--- START RECORDS FOR THE EXERCISE ---

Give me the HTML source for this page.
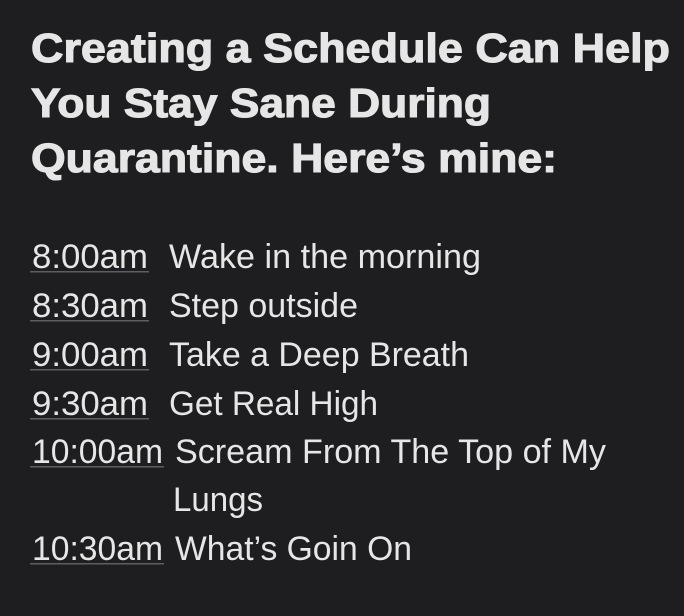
<!DOCTYPE html>
<html><head><meta charset="utf-8"><style>
html,body{margin:0;padding:0;background:#1e1e20;}
svg{display:block}
text{font-family:"Liberation Sans",sans-serif;fill:#e6e6e6}
.t{font-weight:bold;font-size:41px;stroke:#e6e6e6;stroke-width:1.1px}
.b{font-size:34px}
</style></head><body>
<svg width="684" height="616" viewBox="0 0 684 616" xmlns="http://www.w3.org/2000/svg">
<rect width="684" height="616" fill="#1e1e20"/>
<text class="t" x="31" y="62" textLength="639" lengthAdjust="spacingAndGlyphs">Creating a Schedule Can Help</text>
<text class="t" x="31" y="117" textLength="460" lengthAdjust="spacingAndGlyphs">You Stay Sane During</text>
<text class="t" x="31" y="172" textLength="526" lengthAdjust="spacingAndGlyphs">Quarantine. Here’s mine:</text>
<g fill="#5e5e62">
<rect x="30" y="271" width="119" height="1.5"/>
<rect x="30" y="320" width="119" height="1.5"/>
<rect x="30" y="369" width="119" height="1.5"/>
<rect x="30" y="418" width="119" height="1.5"/>
<rect x="30" y="466" width="134" height="1.5"/>
<rect x="30" y="563" width="134" height="1.5"/>
</g>
<text class="b" x="32" y="268" textLength="116" lengthAdjust="spacingAndGlyphs">8:00am</text>
<text class="b" x="169" y="268" textLength="312" lengthAdjust="spacingAndGlyphs">Wake in the morning</text>
<text class="b" x="32" y="317" textLength="116" lengthAdjust="spacingAndGlyphs">8:30am</text>
<text class="b" x="169" y="317" textLength="189" lengthAdjust="spacingAndGlyphs">Step outside</text>
<text class="b" x="32" y="366" textLength="116" lengthAdjust="spacingAndGlyphs">9:00am</text>
<text class="b" x="169" y="366" textLength="300" lengthAdjust="spacingAndGlyphs">Take a Deep Breath</text>
<text class="b" x="32" y="415" textLength="116" lengthAdjust="spacingAndGlyphs">9:30am</text>
<text class="b" x="169" y="415" textLength="209" lengthAdjust="spacingAndGlyphs">Get Real High</text>
<text class="b" x="32" y="463" textLength="131" lengthAdjust="spacingAndGlyphs">10:00am</text>
<text class="b" x="175" y="463" textLength="431" lengthAdjust="spacingAndGlyphs">Scream From The Top of My</text>
<text class="b" x="173" y="511" textLength="90" lengthAdjust="spacingAndGlyphs">Lungs</text>
<text class="b" x="32" y="560" textLength="131" lengthAdjust="spacingAndGlyphs">10:30am</text>
<text class="b" x="175" y="560" textLength="237" lengthAdjust="spacingAndGlyphs">What’s Goin On</text>
</svg>
</body></html>
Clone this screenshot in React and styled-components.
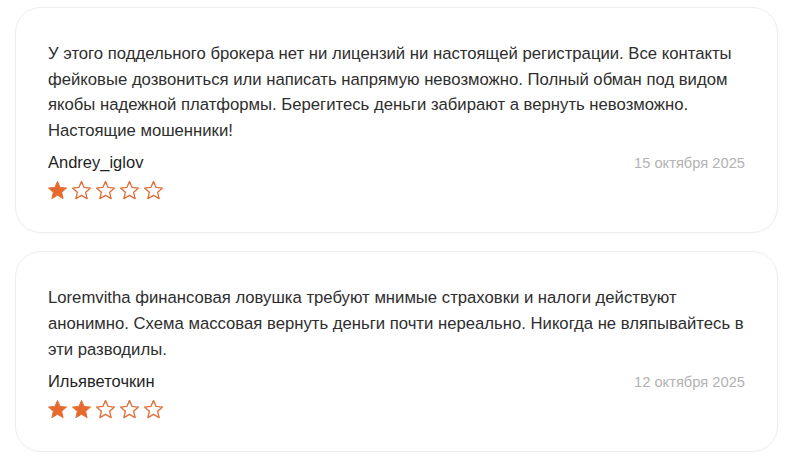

--- END RECORDS FOR THE EXERCISE ---

Transcribe the records above exactly, omitting every picture they contain.

▶ **WRITTEN SOLUTION**
Give me the HTML source for this page.
<!DOCTYPE html>
<html><head><meta charset="utf-8"><style>
html,body{margin:0;padding:0;background:#1e1e20;}
svg{display:block}
text{font-family:"Liberation Sans",sans-serif;fill:#e6e6e6}
.t{font-weight:bold;font-size:41px;stroke:#e6e6e6;stroke-width:1.1px}
.b{font-size:34px}
</style></head><body>
<svg width="684" height="616" viewBox="0 0 684 616" xmlns="http://www.w3.org/2000/svg">
<rect width="684" height="616" fill="#1e1e20"/>
<text class="t" x="31" y="62" textLength="639" lengthAdjust="spacingAndGlyphs">Creating a Schedule Can Help</text>
<text class="t" x="31" y="117" textLength="460" lengthAdjust="spacingAndGlyphs">You Stay Sane During</text>
<text class="t" x="31" y="172" textLength="526" lengthAdjust="spacingAndGlyphs">Quarantine. Here’s mine:</text>
<g fill="#5e5e62">
<rect x="30" y="271" width="119" height="1.5"/>
<rect x="30" y="320" width="119" height="1.5"/>
<rect x="30" y="369" width="119" height="1.5"/>
<rect x="30" y="418" width="119" height="1.5"/>
<rect x="30" y="466" width="134" height="1.5"/>
<rect x="30" y="563" width="134" height="1.5"/>
</g>
<text class="b" x="32" y="268" textLength="116" lengthAdjust="spacingAndGlyphs">8:00am</text>
<text class="b" x="169" y="268" textLength="312" lengthAdjust="spacingAndGlyphs">Wake in the morning</text>
<text class="b" x="32" y="317" textLength="116" lengthAdjust="spacingAndGlyphs">8:30am</text>
<text class="b" x="169" y="317" textLength="189" lengthAdjust="spacingAndGlyphs">Step outside</text>
<text class="b" x="32" y="366" textLength="116" lengthAdjust="spacingAndGlyphs">9:00am</text>
<text class="b" x="169" y="366" textLength="300" lengthAdjust="spacingAndGlyphs">Take a Deep Breath</text>
<text class="b" x="32" y="415" textLength="116" lengthAdjust="spacingAndGlyphs">9:30am</text>
<text class="b" x="169" y="415" textLength="209" lengthAdjust="spacingAndGlyphs">Get Real High</text>
<text class="b" x="32" y="463" textLength="131" lengthAdjust="spacingAndGlyphs">10:00am</text>
<text class="b" x="175" y="463" textLength="431" lengthAdjust="spacingAndGlyphs">Scream From The Top of My</text>
<text class="b" x="173" y="511" textLength="90" lengthAdjust="spacingAndGlyphs">Lungs</text>
<text class="b" x="32" y="560" textLength="131" lengthAdjust="spacingAndGlyphs">10:30am</text>
<text class="b" x="175" y="560" textLength="237" lengthAdjust="spacingAndGlyphs">What’s Goin On</text>
</svg>
</body></html>
Clone this screenshot in React and styled-components.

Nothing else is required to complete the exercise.